- Мы как врачи. Не обижайтесь, ради бога. Судите сами...
Я молча кивнул, не зная, что ответить ему. Невзрачная, словно прибитая к земле колоколенка, печальная вокруг нее, блеклая синева, щемящая, как наваждение, плавная равнина.
Да неужели так будет? Неужели когда-нибудь я приеду к нему, как сегодня, постучусь, и выйдет он, как вышел только что, буднично, деловито и спросит буднично и деловито... Неужели так будет? И я приеду? Я должен. А я не хочу!.. И что меня дернуло обратиться к нему? Но ведь я не мог иначе. Просить маму? Лишний раз напомнить ей про все это черное, колокольное? Может быть, она где-то в глубине души своей боится его? Может быть, это я боюсь...
Наваждение... Хочу не думать об этом. Но дорога плывет, огибая равнину, и опять одинокая в полях колоколенка маячит и тянет, и не может равнина спрятать ее от меня.
- Да, печальное, - вздохнул он, - печальное слово смерть... Никогда не удивляет, никого не огорчает сознание того, что мир многие тысячелетия жил без нас. Но единая мысль о том, что мир этот будет после нас, будет без нас, угнетает и ранит слабые души.
Я молчал.
- Веруете? - спросил он мягко.
- Нет.
- А ваша матушка набожный человек.
- Благодаря вам.
- Не думаю. Набожными людей делает не церковь, а жизнь. Ваша матушка - добрый человек, она глубоко верует... Мы .беседовали подолгу, обстоятельно, душевно.

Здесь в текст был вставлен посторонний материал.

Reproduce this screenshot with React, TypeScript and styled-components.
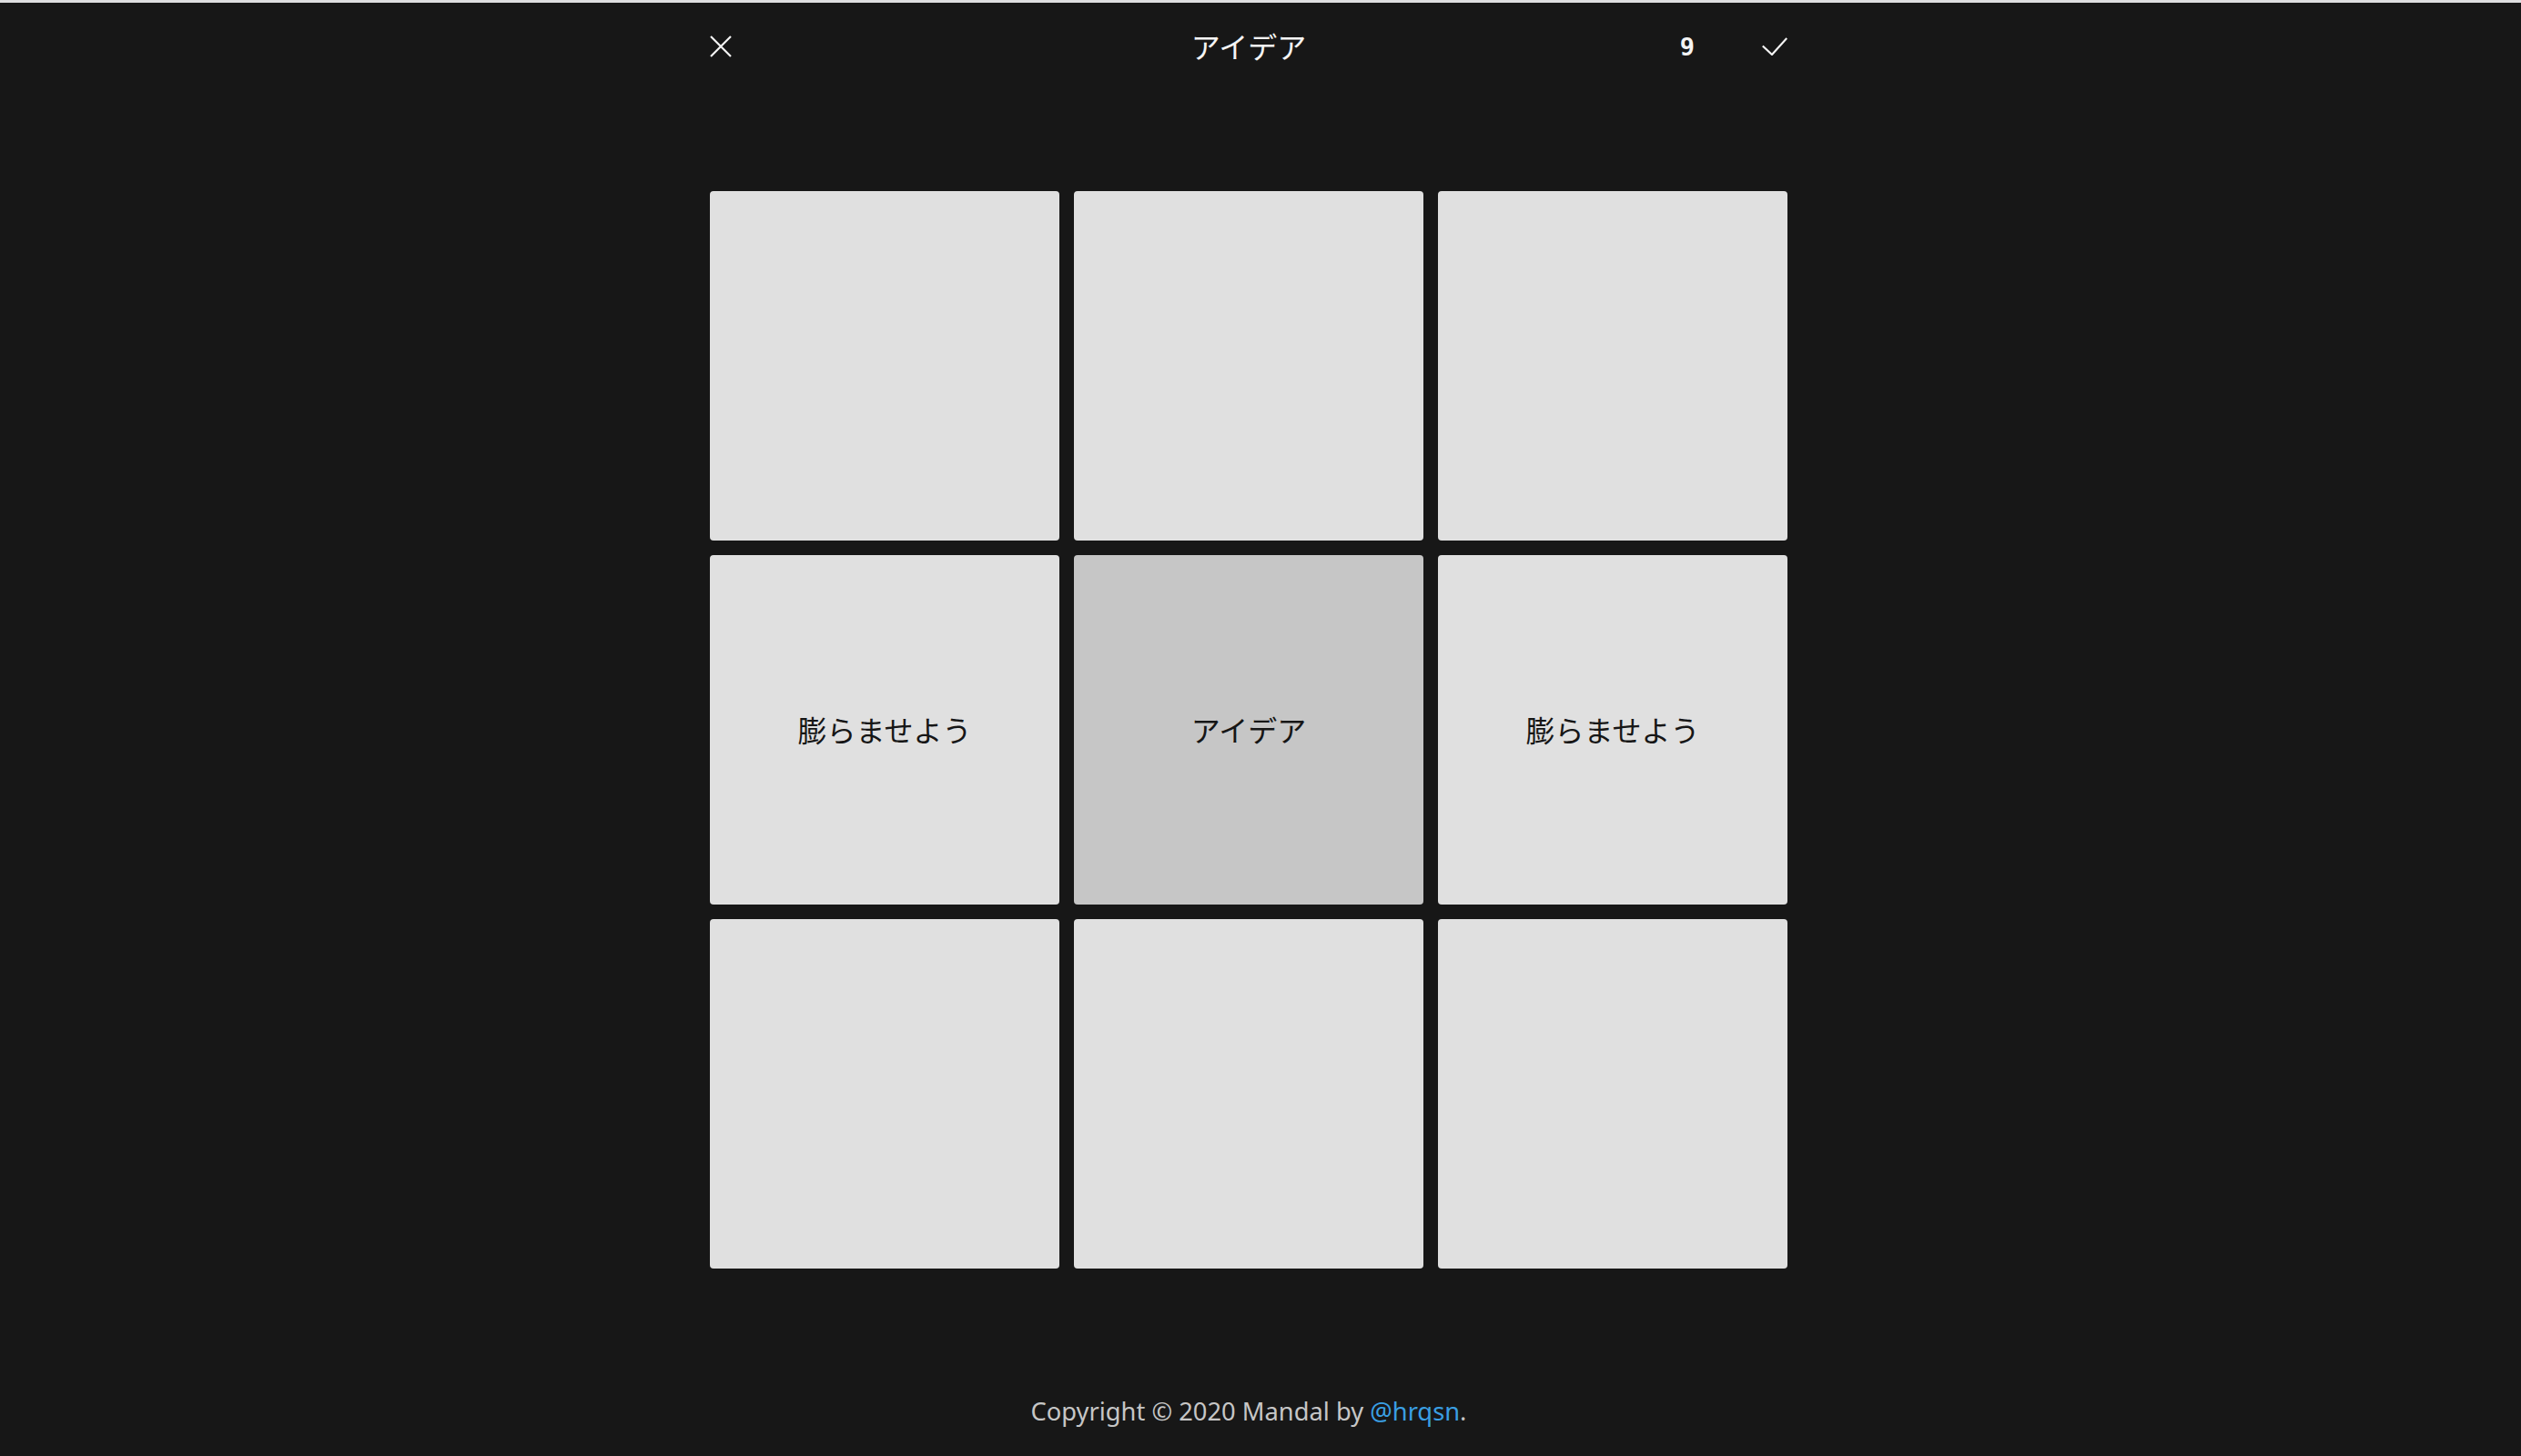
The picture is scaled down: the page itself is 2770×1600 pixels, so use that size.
import styled, { createGlobalStyle } from 'styled-components';

const cells = [
  { id: 1, text: '', center: false },
  { id: 2, text: '', center: false },
  { id: 3, text: '', center: false },
  { id: 4, text: '膨らませよう', center: false },
  { id: 5, text: 'アイデア', center: true },
  { id: 6, text: '膨らませよう', center: false },
  { id: 7, text: '', center: false },
  { id: 8, text: '', center: false },
  { id: 9, text: '', center: false },
];

export default function App() {
  return (
    <>
      <GlobalStyle />
      <Page>
        <Column>
          <Header>
            <IconButton aria-label="close">
              <svg width="24" height="24" viewBox="0 0 24 24" fill="none">
                <path d="M1 1L23 23M23 1L1 23" stroke="#f4f4f4" strokeWidth="2.2" />
              </svg>
            </IconButton>
            <Title>アイデア</Title>
            <RightActions>
              <Count>9</Count>
              <IconButton aria-label="save">
                <svg width="28" height="20" viewBox="0 0 28 20" fill="none">
                  <path d="M0.8 9.5L11 19L27.3 1" stroke="#f4f4f4" strokeWidth="2.2" />
                </svg>
              </IconButton>
            </RightActions>
          </Header>

          <Grid>
            {cells.map((cell) => (
              <Cell key={cell.id} center={cell.center}>
                <CellText>{cell.text}</CellText>
              </Cell>
            ))}
          </Grid>
        </Column>

        <Footer>
          Copyright © 2020 Mandal by <Link href="#">@hrqsn</Link>.
        </Footer>
      </Page>
    </>
  );
}

const GlobalStyle = createGlobalStyle`
  html, body {
    margin: 0;
    padding: 0;
    background: #171717;
  }

  body {
    font-family: "Noto Sans", "Noto Sans CJK JP", sans-serif;
  }
`;

const Page = styled.div`
  min-height: 1597px;
  border-top: 3px solid #dedee0;
  background: #171717;
  padding-right: 26px;
  display: flex;
  flex-direction: column;
  align-items: center;
`;

const Column = styled.div`
  width: 1184px;
  display: flex;
  flex-direction: column;
`;

const Header = styled.header`
  height: 94px;
  display: grid;
  grid-template-columns: 1fr auto 1fr;
  align-items: center;
`;

const IconButton = styled.button`
  background: none;
  border: none;
  padding: 0;
  cursor: pointer;
  display: flex;
  align-items: center;
  justify-content: center;
  justify-self: start;
  margin-top: 2px;
`;

const Title = styled.h1`
  margin: 0;
  font-family: "Noto Sans CJK JP", sans-serif;
  font-size: 32px;
  font-weight: 400;
  color: #f4f4f4;
  line-height: 1;
`;

const RightActions = styled.div`
  justify-self: end;
  display: flex;
  align-items: center;
  gap: 74px;
`;

const Count = styled.span`
  font-family: "DejaVu Sans Mono", monospace;
  font-weight: 700;
  font-size: 27px;
  color: #f4f4f4;
  line-height: 1;
  margin-top: 2px;
`;

const Grid = styled.div`
  margin-top: 113px;
  display: grid;
  grid-template-columns: repeat(3, 384px);
  grid-auto-rows: 384px;
  gap: 16px;
`;

const Cell = styled.div<{ center?: boolean }>`
  background: ${({ center }) => (center ? '#c6c6c6' : '#e0e0e0')};
  border-radius: 4px;
  display: flex;
  align-items: center;
  justify-content: center;
  font-family: "Noto Sans CJK JP", sans-serif;
  font-size: 32px;
  color: #161616;
  cursor: pointer;
`;

const CellText = styled.span`
  line-height: 1;
  margin-top: -3px;
`;

const Footer = styled.footer`
  margin-top: 137px;
  font-family: "Noto Sans", sans-serif;
  font-size: 27.3px;
  line-height: 40px;
  color: #c6c6c6;
`;

const Link = styled.a`
  color: #3a9fe3;
  text-decoration: none;
`;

- И заслонили от нее все на свете.
- О, вы ошибаетесь. Хотя, может быть, в таких словах есть истина. Заслонить от мира нашего бывает необходимо.
- А мне иногда кажется, что спрятать надо ее от всего этого, - я сделал неопределенный жест в его сторону, - подальше от всех этих мыслей, от вас. Хоть вы, наверное, как я слышал, прекрасный человек. Я хотел видеть маму в ее последние годы совсем другой.